Set exercise – Reproduce the listing below exactly, beginning with its first line and ending with the line that holds "import React from"; pictures are not part of the copy.

——————

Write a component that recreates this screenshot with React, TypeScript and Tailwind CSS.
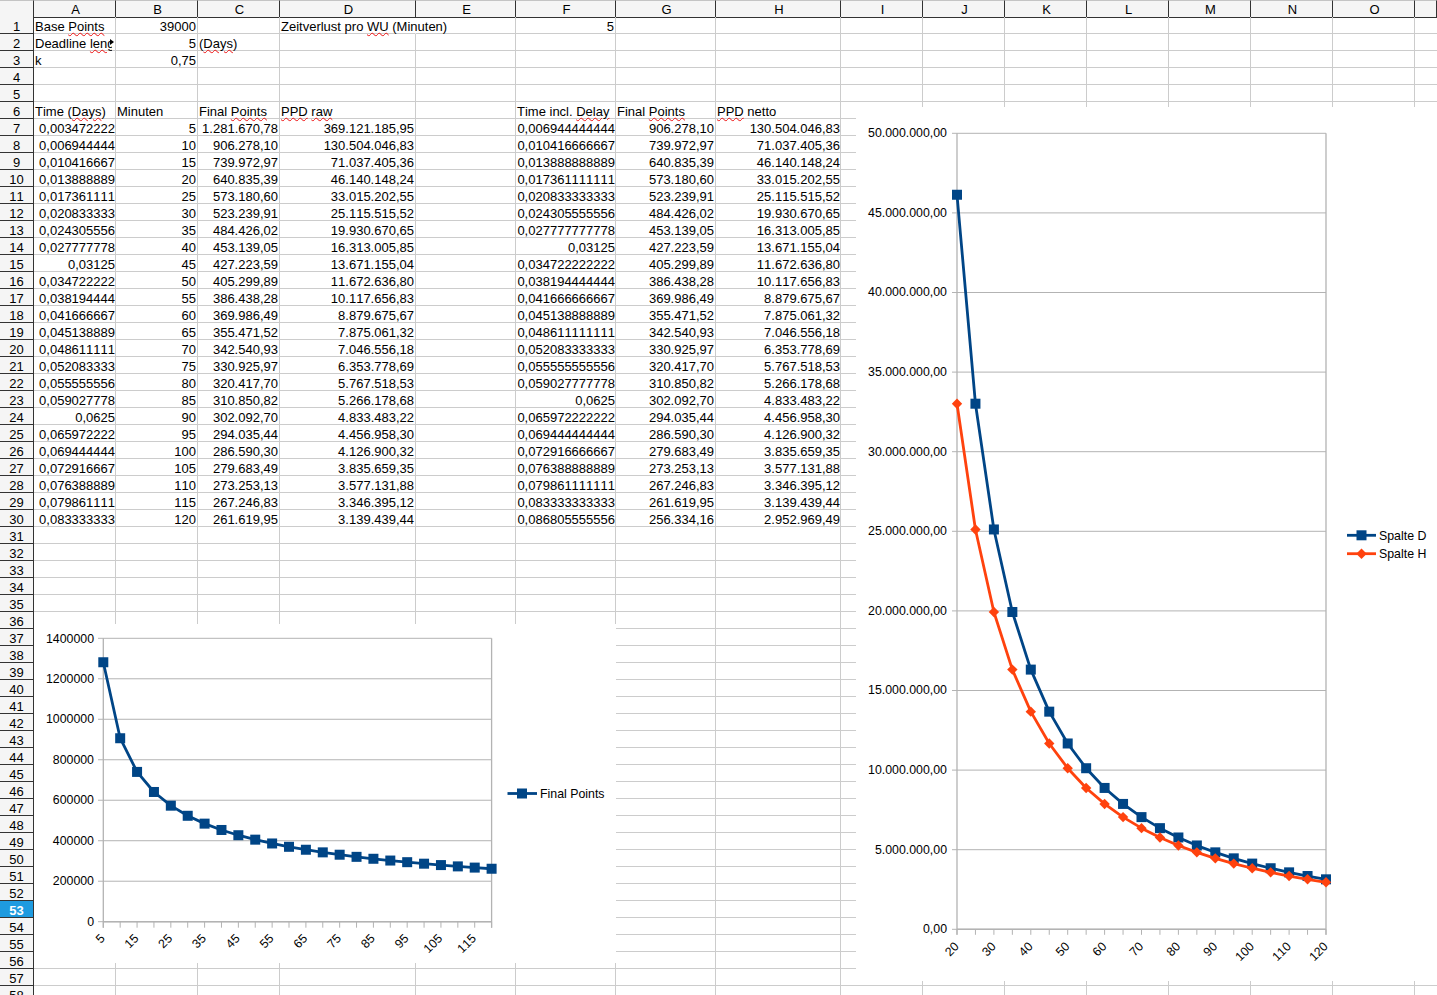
import React from "react";

const A = "0,003472222 0,006944444 0,010416667 0,013888889 0,017361111 0,020833333 0,024305556 0,027777778 0,03125 0,034722222 0,038194444 0,041666667 0,045138889 0,048611111 0,052083333 0,055555556 0,059027778 0,0625 0,065972222 0,069444444 0,072916667 0,076388889 0,079861111 0,083333333".split(" ");
const C = "1.281.670,78 906.278,10 739.972,97 640.835,39 573.180,60 523.239,91 484.426,02 453.139,05 427.223,59 405.299,89 386.438,28 369.986,49 355.471,52 342.540,93 330.925,97 320.417,70 310.850,82 302.092,70 294.035,44 286.590,30 279.683,49 273.253,13 267.246,83 261.619,95 256.334,16".split(" ");
const D = "369.121.185,95 130.504.046,83 71.037.405,36 46.140.148,24 33.015.202,55 25.115.515,52 19.930.670,65 16.313.005,85 13.671.155,04 11.672.636,80 10.117.656,83 8.879.675,67 7.875.061,32 7.046.556,18 6.353.778,69 5.767.518,53 5.266.178,68 4.833.483,22 4.456.958,30 4.126.900,32 3.835.659,35 3.577.131,88 3.346.395,12 3.139.439,44 2.952.969,49".split(" ");
const F = "0,006944444444 0,010416666667 0,013888888889 0,017361111111 0,020833333333 0,024305555556 0,027777777778 0,03125 0,034722222222 0,038194444444 0,041666666667 0,045138888889 0,048611111111 0,052083333333 0,055555555556 0,059027777778 0,0625 0,065972222222 0,069444444444 0,072916666667 0,076388888889 0,079861111111 0,083333333333 0,086805555556".split(" ");

const num = (s: string) => parseFloat(s.replace(/\./g, "").replace(",", "."));
const LETTERS = ["A", "B", "C", "D", "E", "F", "G", "H", "I", "J", "K", "L", "M", "N", "O", ""];

const W = ({ children }: { children: React.ReactNode }) => (
  <span className="underline decoration-wavy decoration-[#ee1111] decoration-[1px] underline-offset-[1px]">{children}</span>
);

const L = "flex items-center justify-start pl-px pt-[2px]";
const R = "flex items-center justify-end pr-px pt-[2px]";
const R0 = "flex items-center justify-end pr-0 pt-[2px]";
const GRID = "h-[17px] overflow-x-clip overflow-y-visible whitespace-nowrap border-r border-b border-[#cccccc] relative leading-[17px] text-black";

function cellContent(row: number, col: number): { node?: React.ReactNode; right?: boolean } {
  if (row === 1) {
    if (col === 0) return { node: <>Base <W>Points</W></> };
    if (col === 1) return { node: "39000", right: true };
    if (col === 3) return { node: <>Zeitverlust pro <W>WU</W> (Minuten)</> };
    if (col === 5) return { node: "5", right: true };
  }
  if (row === 2) {
    if (col === 0) return {
      node: (
        <span className="block w-[77px] overflow-x-clip overflow-y-visible">
          Deadline <W>length</W>
        </span>
      ),
    };
    if (col === 1) return { node: "5", right: true };
    if (col === 2) return { node: <>(<W>Days</W>)</> };
  }
  if (row === 3) {
    if (col === 0) return { node: "k" };
    if (col === 1) return { node: "0,75", right: true };
  }
  if (row === 6) {
    if (col === 0) return { node: <>Time (<W>Days</W>)</> };
    if (col === 1) return { node: "Minuten" };
    if (col === 2 || col === 6) return { node: <>Final <W>Points</W></> };
    if (col === 3) return { node: <><W>PPD</W> <W>raw</W></> };
    if (col === 5) return { node: <>Time incl. <W>Delay</W></> };
    if (col === 7) return { node: <><W>PPD</W> netto</> };
  }
  if (row >= 7 && row <= 30) {
    const i = row - 7;
    const values = [A[i], String((i + 1) * 5), C[i], D[i], "", F[i], C[i + 1], D[i + 1]];
    if (col < 8 && values[col]) return { node: values[col], right: true };
  }
  return {};
}

function Cell({ row, col }: { row: number; col: number }) {
  const { node, right } = cellContent(row, col);
  const overflow = row === 1 && col === 3;
  const flush = row >= 7 && row <= 30 && (col === 0 || col === 5 || col === 7);
  return (
    <div className={`${GRID} ${right ? (flush ? R0 : R) : L} ${overflow ? "overflow-x-visible border-r-transparent z-10" : ""} ${col === 15 ? "border-r-0" : ""}`}>
      {node !== undefined && <span className="shrink-0">{node}</span>}
      {row === 2 && col === 0 && (
        <span className="absolute right-[1px] top-[5px] w-0 h-0 border-y-[3px] border-l-[4px] border-y-transparent border-l-black" />
      )}
    </div>
  );
}

const BLUE = "#004586";
const ORANGE = "#ff420e";
const AXIS = "#b3b3b3";
const FONT = "'Liberation Sans', sans-serif";
const path = (pts: number[][]) => pts.map((p, i) => `${i ? "L" : "M"}${p[0].toFixed(2)} ${p[1].toFixed(2)}`).join(" ");

const Square = ({ x, y }: { x: number; y: number }) => <rect x={x - 5} y={y - 5} width={10} height={10} fill={BLUE} />;
const Diamond = ({ x, y }: { x: number; y: number }) => (
  <path d={`M${x - 5.2} ${y} L${x} ${y - 5.2} L${x + 5.2} ${y} L${x} ${y + 5.2} Z`} fill={ORANGE} />
);

function Chart1() {
  const x0 = 103.3, x1 = 491.6, yTop = 638.3, yBot = 921.7;
  const step = (x1 - x0) / 23;
  const yOf = (v: number) => yBot - (v / 1400000) * (yBot - yTop);
  const pts = C.slice(0, 24).map((s, i) => [x0 + i * step, yOf(num(s))]);
  return (
    <svg className="absolute left-[34px] top-[624px] bg-white z-20" width={582} height={339} viewBox="34 624 582 339">
      {[0, 1, 2, 3, 4, 5, 6, 7].map((k) => {
        const v = k * 200000, y = yOf(v);
        return (
          <g key={k}>
            <line x1={98} x2={x1} y1={y} y2={y} stroke={AXIS} strokeWidth={1} />
            <text x={94} y={y + 4.2} textAnchor="end" fontFamily={FONT} fontSize={12.35} fill="#000">{v}</text>
          </g>
        );
      })}
      <line x1={x0} x2={x0} y1={yTop} y2={yBot + 6} stroke={AXIS} strokeWidth={1.3} />
      <line x1={x1} x2={x1} y1={yTop} y2={yBot + 6} stroke={AXIS} strokeWidth={1.3} />
      <line x1={x0} x2={x1} y1={yBot} y2={yBot} stroke={AXIS} strokeWidth={1.5} />
      {Array.from({ length: 24 }, (_, i) => (
        <line key={i} x1={x0 + i * step} x2={x0 + i * step} y1={yBot} y2={yBot + 6} stroke={AXIS} strokeWidth={1} />
      ))}
      {Array.from({ length: 12 }, (_, i) => {
        const x = x0 + 2 * i * step;
        return (
          <text key={i} transform={`translate(${x - 4} 933) rotate(-45)`} textAnchor="end" dominantBaseline="hanging" fontFamily={FONT} fontSize={12.35} fill="#000">
            {5 + i * 10}
          </text>
        );
      })}
      <path d={path(pts)} fill="none" stroke={BLUE} strokeWidth={2.8} strokeLinejoin="round" />
      {pts.map((p, i) => <Square key={i} x={p[0]} y={p[1]} />)}
      <line x1={507.5} x2={537} y1={793.5} y2={793.5} stroke={BLUE} strokeWidth={2.8} />
      <Square x={522} y={793.5} />
      <text x={540} y={798} fontFamily={FONT} fontSize={12.35} fill="#000">Final Points</text>
    </svg>
  );
}

function Chart2() {
  const x0 = 957, x1 = 1326, yTop = 133.3, yBot = 929.3;
  const step = (x1 - x0) / 20;
  const yOf = (v: number) => yBot - (v / 50000000) * (yBot - yTop);
  const labels = ["0,00", "5.000.000,00", "10.000.000,00", "15.000.000,00", "20.000.000,00", "25.000.000,00", "30.000.000,00", "35.000.000,00", "40.000.000,00", "45.000.000,00", "50.000.000,00"];
  const ptsD = D.slice(3, 24).map((s, i) => [x0 + i * step, yOf(num(s))]);
  const ptsH = D.slice(4, 25).map((s, i) => [x0 + i * step, yOf(num(s))]);
  return (
    <svg className="absolute left-[856px] top-[107px] bg-white z-20" width={581} height={874} viewBox="856 107 581 874">
      {labels.map((t, k) => {
        const y = yOf(k * 5000000);
        return (
          <g key={t}>
            <line x1={952} x2={x1} y1={y} y2={y} stroke={AXIS} strokeWidth={1} />
            <text x={947} y={y + 3.9} textAnchor="end" fontFamily={FONT} fontSize={12.35} fill="#000">{t}</text>
          </g>
        );
      })}
      <line x1={x0} x2={x0} y1={yTop} y2={yBot + 5.5} stroke={AXIS} strokeWidth={1.3} />
      <line x1={x1} x2={x1} y1={yTop} y2={yBot + 5.5} stroke={AXIS} strokeWidth={1.3} />
      <line x1={x0} x2={x1} y1={yBot} y2={yBot} stroke={AXIS} strokeWidth={1.5} />
      {Array.from({ length: 21 }, (_, i) => (
        <line key={i} x1={x0 + i * step} x2={x0 + i * step} y1={yBot} y2={yBot + 5.5} stroke={AXIS} strokeWidth={1} />
      ))}
      {Array.from({ length: 11 }, (_, i) => {
        const x = x0 + 2 * i * step;
        return (
          <text key={i} transform={`translate(${x - 3.5} 941) rotate(-45)`} textAnchor="end" dominantBaseline="hanging" fontFamily={FONT} fontSize={12.35} fill="#000">
            {20 + i * 10}
          </text>
        );
      })}
      <path d={path(ptsD)} fill="none" stroke={BLUE} strokeWidth={2.8} strokeLinejoin="round" />
      {ptsD.map((p, i) => <Square key={i} x={p[0]} y={p[1]} />)}
      <path d={path(ptsH)} fill="none" stroke={ORANGE} strokeWidth={2.8} strokeLinejoin="round" />
      {ptsH.map((p, i) => <Diamond key={i} x={p[0]} y={p[1]} />)}
      <line x1={1347} x2={1376} y1={535.3} y2={535.3} stroke={BLUE} strokeWidth={2.8} />
      <Square x={1361.5} y={535.3} />
      <text x={1379} y={540} fontFamily={FONT} fontSize={12.35} fill="#000">Spalte D</text>
      <line x1={1347} x2={1376} y1={553.7} y2={553.7} stroke={ORANGE} strokeWidth={2.8} />
      <Diamond x={1361.5} y={553.7} />
      <text x={1379} y={558} fontFamily={FONT} fontSize={12.35} fill="#000">Spalte H</text>
    </svg>
  );
}

export default function App() {
  const rows = Array.from({ length: 58 }, (_, i) => i + 1);
  return (
    <div className="relative w-[1437px] h-[995px] overflow-hidden bg-white font-['Liberation_Sans',sans-serif] text-[13px] [font-kerning:none]">
      <div className="grid grid-cols-[34px_82px_82px_82px_136px_100px_100px_100px_125px_82px_82px_82px_82px_82px_82px_82px_1fr] auto-rows-[17px]">
        <div className="h-[18px] -mb-px bg-[#f5f5f5] border-t border-r border-b border-r-[#333333] border-b-[#333333] border-t-[#c4c4c4]" />
        {LETTERS.map((l, i) => (
          <div key={i} className="h-[18px] -mb-px pl-[2px] pt-[2px] bg-[#f5f5f5] border-t border-t-[#c4c4c4] border-r border-b border-r-[#333333] border-b-[#333333] flex items-center justify-center text-black">
            {l}
          </div>
        ))}
        {rows.map((r) => (
          <React.Fragment key={r}>
            <div className={r === 53
              ? "h-[17px] pt-[2px] bg-[#1e9be0] border-r border-b border-[#333333] flex items-center justify-center text-white font-bold leading-[17px]"
              : "h-[17px] pt-[2px] bg-[#f5f5f5] border-r border-b border-[#333333] flex items-center justify-center text-black leading-[17px]"}>
              {r}
            </div>
            {LETTERS.map((_, c) => <Cell key={c} row={r} col={c} />)}
          </React.Fragment>
        ))}
      </div>
      <Chart1 />
      <Chart2 />
    </div>
  );
}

——————

Complete output –
Write a component that recreates this screenshot with React, TypeScript and Tailwind CSS.
import React from "react";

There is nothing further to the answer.